With South Florida this marks only the 10th time in 74 years of NBA/NHL coexistence that one city or region has had a team in each sport’s championship finals. But there’s a Double-Dip Jinx at work. The twice-blessed city is 0-for-9 in winning both, and only 5-13 in winning either.
Can the Heat and Florida Panthers buck the odds despite both being betting underdogs?
The NHL is assured a first-time Stanley Cup winner in either Florida or Vegas. If Denver wins the NBA title, as the odds (and Game 1) suggest, the two leagues will simultaneously crown a first-time champ for only the sixth time in those 74 shared seasons. The other times were in 2019 (Toronto Raptors and St. Louis Blues), 2006, 1999, 1991 and 1989.

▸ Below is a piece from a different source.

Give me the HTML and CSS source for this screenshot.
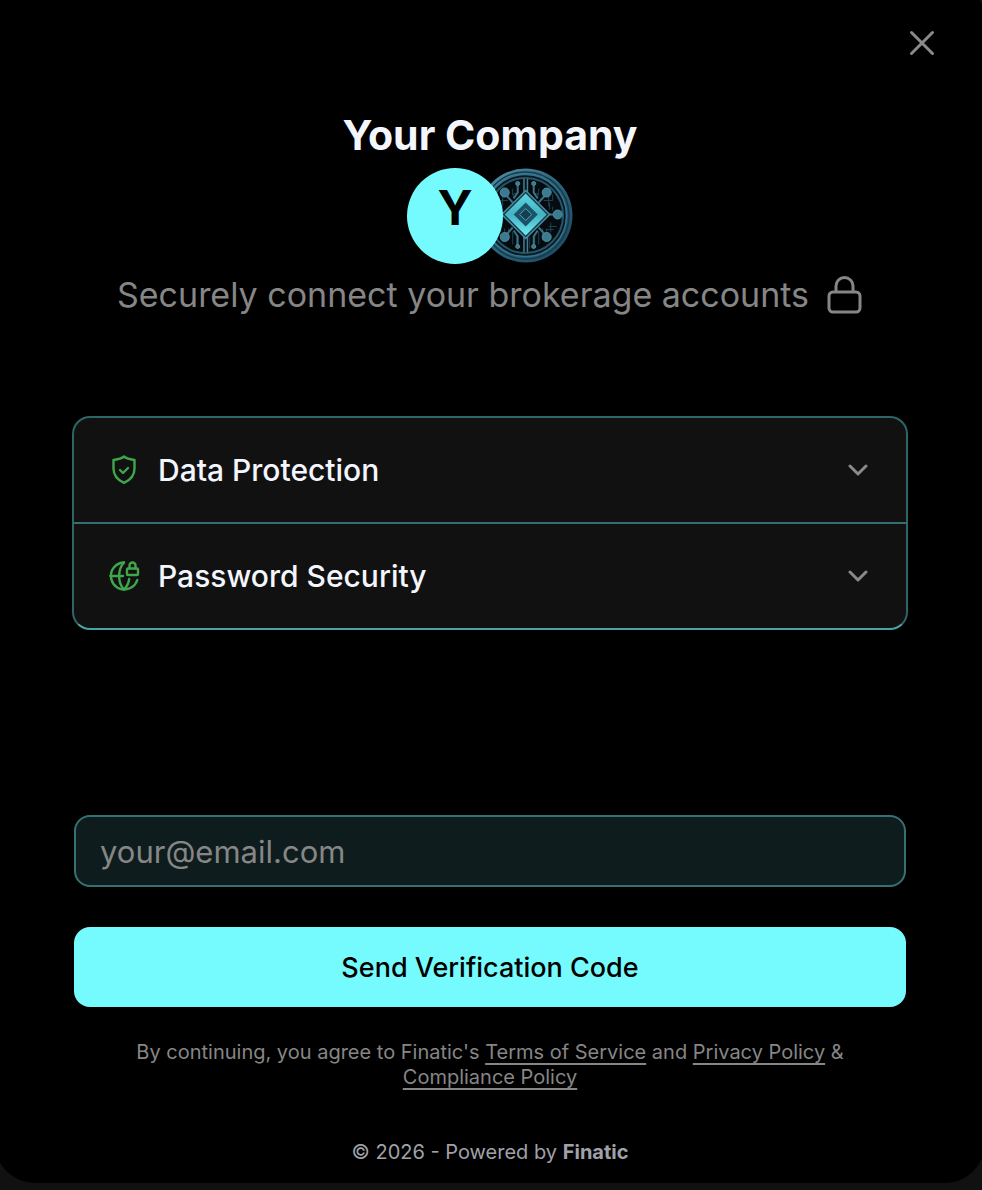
FILE: index.html
```html
<!DOCTYPE html>
<html lang="en">
<head>
  <meta charset="UTF-8" />
  <meta name="viewport" content="width=device-width, initial-scale=1" />
  <title>Connect - Your Company</title>
  <link rel="stylesheet" href="styles.css">
</head>
<body>
  <main class="modal">
    <button class="close" type="button" aria-label="Close">
      <svg viewBox="0 0 26 26" width="26" height="26"><path d="M2.500 2.500l21 21M23.500 2.500l-21 21" /></svg>
    </button>

    <!-- Company header -->
    <header class="header">
      <h1>Your Company</h1>
      <div class="logos">
        <div class="avatar">Y</div>
        <svg class="coin" viewBox="0 0 96 96" width="96" height="96" aria-hidden="true">
          <defs>
            <linearGradient id="rim" x1="0" y1="0" x2="1" y2="1">
              <stop offset="0" stop-color="#5596ad" />
              <stop offset="0.5" stop-color="#2b647c" />
              <stop offset="1" stop-color="#1b465e" />
            </linearGradient>
            <linearGradient id="gem" x1="0" y1="0" x2="0" y2="1">
              <stop offset="0" stop-color="#5cd6e0" />
              <stop offset="0.5" stop-color="#45b2c2" />
              <stop offset="1" stop-color="#6eecf2" />
            </linearGradient>
          </defs>
          <circle cx="48.500" cy="47.500" r="47" fill="url(#rim)" />
          <circle cx="48.500" cy="47.500" r="43.500" fill="none" stroke="#153a4b" stroke-width="1.500" />
          <circle cx="48.500" cy="47.500" r="41" fill="#0a1820" stroke="#35718a" stroke-width="1.500" />
          <circle cx="48.500" cy="47.500" r="37.500" fill="#060b10" stroke="#24566a" stroke-width="2" />
          <g transform="translate(0.700 -1.500)">
            <!-- fine circuit traces -->
            <g fill="none" stroke="#1c4353" stroke-width="1">
              <path d="M56 20v7h4v5M61 22v7M65 29h6v5h4M66 34h5v6M72 36v7M75 40v4M57 79v-10M61 78v-13M65 74v-12M69 72v-10M71 60h8M73 56v10M68 63h8M75 28v6M52 70v12" />
              <path d="M40 20v7h-4v5M35 22v7M31 29h-6v5h-4M30 34h-5v6M39 79v-10M35 78v-13M31 74v-12M27 72v-10M25 60h-8M23 56v10" />
            </g>
            <g fill="none" stroke="#3a7084" stroke-width="2">
              <path d="M61 36l8-9M61 61l8 9M35 36l-8-9M35 61l-8 9M60 32l-4-6v-8M60 64l-4 6v10M36 32l4-6v-8M36 64l4 6v10M71 48h9M25 48h-9" />
              <path d="M48 12v20M48 66v20" stroke="#447e91" stroke-width="5" />
              <path d="M48 12v20M48 66v20" stroke="#07131a" />
            </g>
            <g fill="#3b7a90" stroke="#4c8da0" stroke-width="1">
              <circle cx="69" cy="26" r="4.500" />
              <circle cx="69" cy="70.500" r="4.500" />
              <circle cx="27" cy="26" r="4.500" />
              <circle cx="27" cy="70.500" r="4.500" />
              <circle cx="80" cy="48" r="4.500" />
              <circle cx="56" cy="17" r="2" />
              <circle cx="56" cy="80" r="2" />
              <circle cx="40" cy="17" r="2" />
              <circle cx="40" cy="80" r="2" />
            </g>
            <path d="M48 24l24 24-24 24-24-24z" fill="#153b4c" stroke="#4c8da0" stroke-width="1.500" />
            <path d="M48 27l21 21-21 21-21-21z" fill="url(#gem)" />
            <path d="M48 36l12 12-12 12-12-12z" fill="#1c5167" />
            <path d="M48 42l6 6-6 6-6-6z" fill="#153e51" stroke="#4aa6b8" stroke-width="1" />
          </g>
        </svg>
      </div>
      <p class="subtitle">
        Securely connect your brokerage accounts
        <svg viewBox="0 0 36 38" width="36" height="38" aria-hidden="true">
          <rect x="2" y="16" width="31" height="20" rx="4" />
          <path d="M9 16V10a8.500 8.500 0 0 1 17 0v6" />
        </svg>
      </p>
    </header>

    <!-- Security info -->
    <section class="accordion">
      <details>
        <summary>
          <svg class="icon" viewBox="0 0 32 32" width="32" height="32" aria-hidden="true">
            <path d="M16 3C13 5.500 9 6 5.500 6.500V15c0 7 4 11.500 10.500 14.300C22.500 26.500 26.500 22 26.500 15V6.500C23 6 19 5.500 16 3z" transform="translate(0 -0.500)" />
            <path d="M12 16l3 3 5-5" />
          </svg>
          <span>Data Protection</span>
          <svg class="chevron" viewBox="0 0 20 12" width="20" height="12" aria-hidden="true"><path d="M2 2l8 8 8-8" /></svg>
        </summary>
      </details>
      <details>
        <summary>
          <svg class="icon" viewBox="0 0 32 32" width="32" height="32" aria-hidden="true">
            <path d="M16 2.500A13.500 13.500 0 1 0 29.300 20" />
            <path d="M16 2.500c-6.500 7-6.500 20 0 27 3-3 4.800-7 5.200-10.500M2.500 16H15" />
            <rect x="19" y="8.500" width="11" height="6.500" rx="1" />
            <path d="M21.500 8.500V5.500a3 3 0 0 1 6 0v3" />
          </svg>
          <span>Password Security</span>
          <svg class="chevron" viewBox="0 0 20 12" width="20" height="12" aria-hidden="true"><path d="M2 2l8 8 8-8" /></svg>
        </summary>
      </details>
    </section>

    <!-- Email sign in -->
    <form class="form">
      <input type="email" id="email" aria-label="Email address" placeholder="your@email.com" />
      <button class="submit" type="submit">Send Verification Code</button>
    </form>

    <p class="legal">By continuing, you agree to Finatic's <a href="#terms">Terms of Service</a> and <a href="#privacy">Privacy Policy</a> &amp; <a href="#compliance">Compliance Policy</a></p>
    <footer class="footer">© 2026 - Powered by <strong>Finatic</strong></footer>
  </main>
</body>
</html>
```
FILE: styles.css
```css
* {
  box-sizing: border-box;
}
body {
  margin: 0;
  background: #111111;
  color: #f4f6fd;
  font-family: Inter, "Liberation Sans", sans-serif;
  overflow-x: hidden;
}
/* the card bleeds a little past the window on the top and sides */
.modal {
  position: relative;
  margin: -20px -3px 0 -5px;
  padding: 127px 77px 16px;
  background: #000;
  border-radius: 40px;
}
.close {
  position: absolute;
  top: 50px;
  right: 50px;
  padding: 0;
  border: none;
  background: none;
  line-height: 0;
  cursor: pointer;
}
.close svg {
  fill: none;
  stroke: #8a8a8a;
  stroke-width: 3;
  stroke-linecap: round;
}
.header {
  text-align: center;
}
h1 {
  margin: 0;
  font-size: 41px;
  line-height: 56px;
  font-weight: 700;
}
.logos {
  display: flex;
  justify-content: center;
  margin-top: 5px;
}
.avatar {
  position: relative;
  z-index: 1;
  width: 96px;
  height: 96px;
  border-radius: 50%;
  background: #75fbfd;
  color: #000;
  font-size: 48px;
  line-height: 80px;
  font-weight: 700;
}
.coin {
  margin-left: -26px;
}
.subtitle {
  display: flex;
  align-items: center;
  justify-content: center;
  gap: 18px;
  margin: 8px 0 0;
  color: #868686;
  font-size: 34px;
  line-height: 46px;
}
.subtitle svg {
  fill: none;
  stroke: #868686;
  stroke-width: 3;
}
.accordion {
  margin-top: 98px;
  border: 2px solid #2e6566;
  border-bottom-color: #49a3a4;
  border-radius: 18px;
  background: #111111;
}
details + details {
  border-top: 2px solid #376d70;
}
summary {
  display: flex;
  align-items: center;
  gap: 18px;
  height: 104px;
  padding: 0 38px 0 34px;
  font-size: 30px;
  font-weight: 500;
  list-style: none;
  cursor: pointer;
}
summary span {
  flex: 1;
}
.icon,
.chevron {
  fill: none;
  stroke: #40a64b;
  stroke-width: 3;
  stroke-linecap: round;
  stroke-linejoin: round;
}
.icon {
  stroke-width: 2.4;
}
.chevron {
  stroke: #8a8a8a;
}
.form {
  display: flex;
  flex-direction: column;
  gap: 40px;
  margin: 185px 2px 0;
}
.form input {
  width: 100%;
  height: 72px;
  padding: 0 24px;
  border: 2px solid #357173;
  border-radius: 16px;
  background: #0f1c1d;
  color: #f4f6fd;
  font-family: inherit;
  font-size: 31px;
}
.form input::placeholder {
  color: #868686;
  opacity: 1;
}
.submit {
  height: 80px;
  border: none;
  border-radius: 16px;
  background: #75fbfd;
  color: #000;
  font-family: inherit;
  font-size: 27px;
  font-weight: 500;
  cursor: pointer;
}
.legal {
  margin: 33px 40px 0;
  color: #868686;
  font-size: 20px;
  line-height: 25px;
  text-align: center;
}
.legal a {
  color: inherit;
  text-decoration-thickness: 2px;
  text-underline-offset: 4px;
}
.footer {
  margin-top: 47px;
  color: #a1a1aa;
  font-size: 20px;
  line-height: 30px;
  text-align: center;
}
```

It must be the Finals, because the mayors of the competing cities have a hokey bet going. Miami Mayor Francis Suarez challenged Denver Mayor Michael Hancock, who accepted. The bet is Cuban croquetas vs. Colorado bison steaks, and the losing mayor wears the other team’s jersey.
(Quick aside: This is a blasphemous opinion to have in Miami, but croquetas are overrated. Suarez has the better end of this bet, if not the better odds of winning it, alas.)
Mayor Hancock may be Googling what a croqueta is, based on Game 1.
We do not write off the Heat’s chances.
Even as Game 1 was an ominous harbinger.
Even as in NBA history says 75.4 percent of opening-game winners go on to win a seven-game playoff series.
We have seen this Heat team prove others wrong too much.
Beating mighty Milwaukee, then the Knicks, then rival Boston — all as underdogs.
This feels different, though.
Spoelstra said the national media has “slept on Denver” and added, “In some ways it’s a mirror-image series, not in terms of style, but teams that probably have been overlooked, underestimated, built a chip on their shoulder over that. It’s lined up to be a great competition.”
It still might be.
“They’re not going to go quietly into the good night,” said Nuggets coach Malone of Miami.
Spoelstra, the best coach in the NBA, has a couple of days to figure out what went wrong Thursday, and how to make it right.